For the ad libitum chants, is there a way I can find which psalm tones they use?
Ego sum vitis vea (VIII) Gustate et videte (III) Hoc corpus (VIII) Manducaverunt (I) Panem de caelo (V) Panis quem ego dedero (I) Qui manducat carnem meam (VI)
The only real chant book I own is the PBC. No Liber, GR, any of that. The PBC does not have any information for the verses on these chants.
The verses are spelled out in the 1974 Graduale, which I think you can download from Watershed. Here are a couple to get you started:
Ego sum: Ps. 79*, 2ab. 9. 10. 11. 12. 16. 18. 19 (The asterisk means that the antiphon is not drawn from Ps. 79, and it's OK to use Ps 33 instead. See Graduale, p. 12.)
Frankly, I'm still confused about psalmody in general. The Gregorian Missal suggests trained cantors would sing the psalms with the chants, but gives no info about where to go to learn that. Is there a resource that gives the official method for psalm singing, rather than a resource that gives the psalms already set?

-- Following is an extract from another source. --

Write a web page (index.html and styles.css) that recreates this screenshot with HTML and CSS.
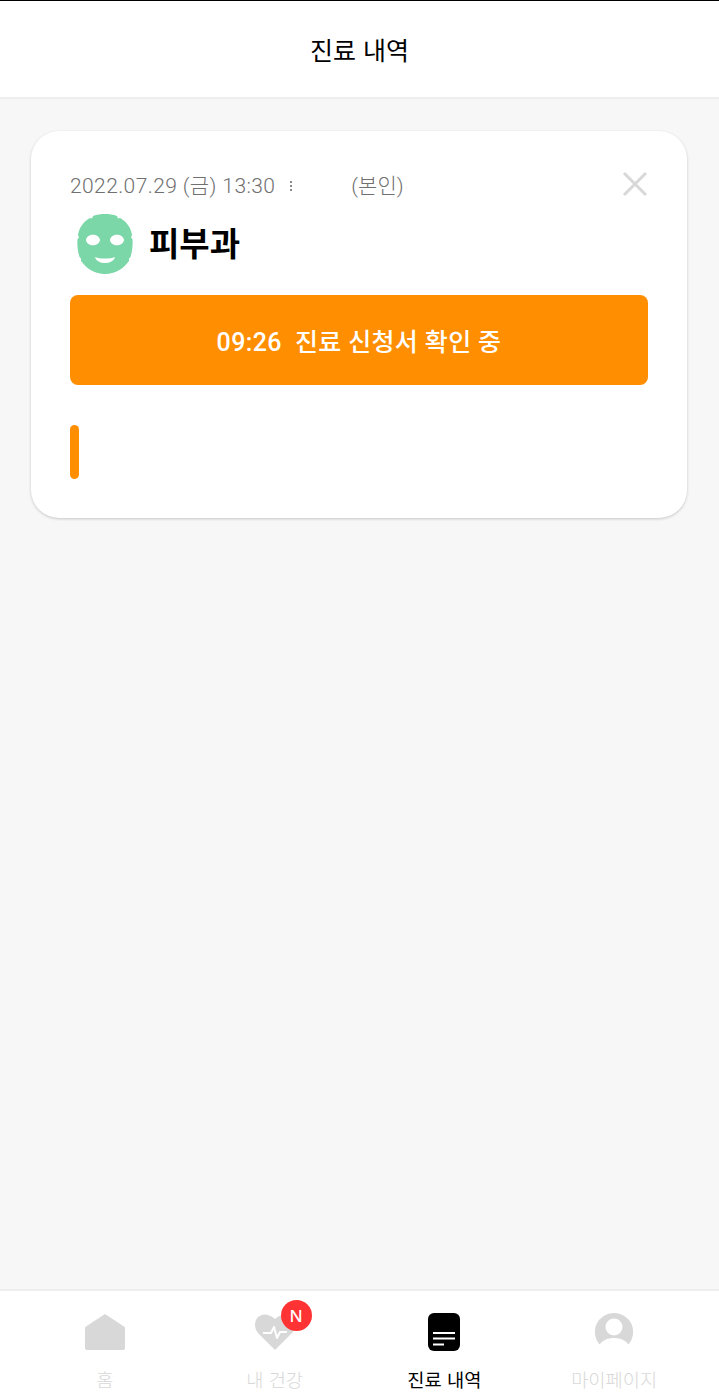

There is a good explanation (in Latin with simple examples) of how to set the psalm texts to the psalm-tone formulas for the eight modes, in the 1934 Antiphonale Monasticum (a free PDF download on musicasacra.com).
Those are in the 1934 book also. For instance, for "Ego sum", p. 1218 has the 8th-mode psalm tone, with several optional endings. Choose one to make the verses lead back into the antiphon.
The Psalm tones for the Gregorian Communio are the same as the Gloria Patri tones for the Versicle "Gloria Patri" at the Introit. These are available from the MusicaSacra Communio page here (transcribed, I believe, by Richard Rice). They are also in the Liber Usualis 1961, pp. 14-16.
If these ad libitum Communio antiphons are going to be sung in Latin, even in the OF, then it would seem that the appropriate Psalm tones should be those associated with them from the EF equivalents.
Thus, for example, the ad libitum "Gustate et Videte" is precisely the Communio for the 8th Sunday after Pentecost in the EF (in English, as "O Taste and See", it is the Communion antiphone for the 14th Sunday in Ordinary Time). While the rubrics don't specify the Psalm tone in the OF, I can't believe that it was envisioned that one would go out of ones way to use a different Psalm tone from the one specified for the EF equivalent.
@CHGiffen thanks for sharing that. I am thinking of composing something like this (although not a canon) for these texts, which is why I was looking for the corresponding psalm tones. Beautiful canon. My composition sense tingles with envy.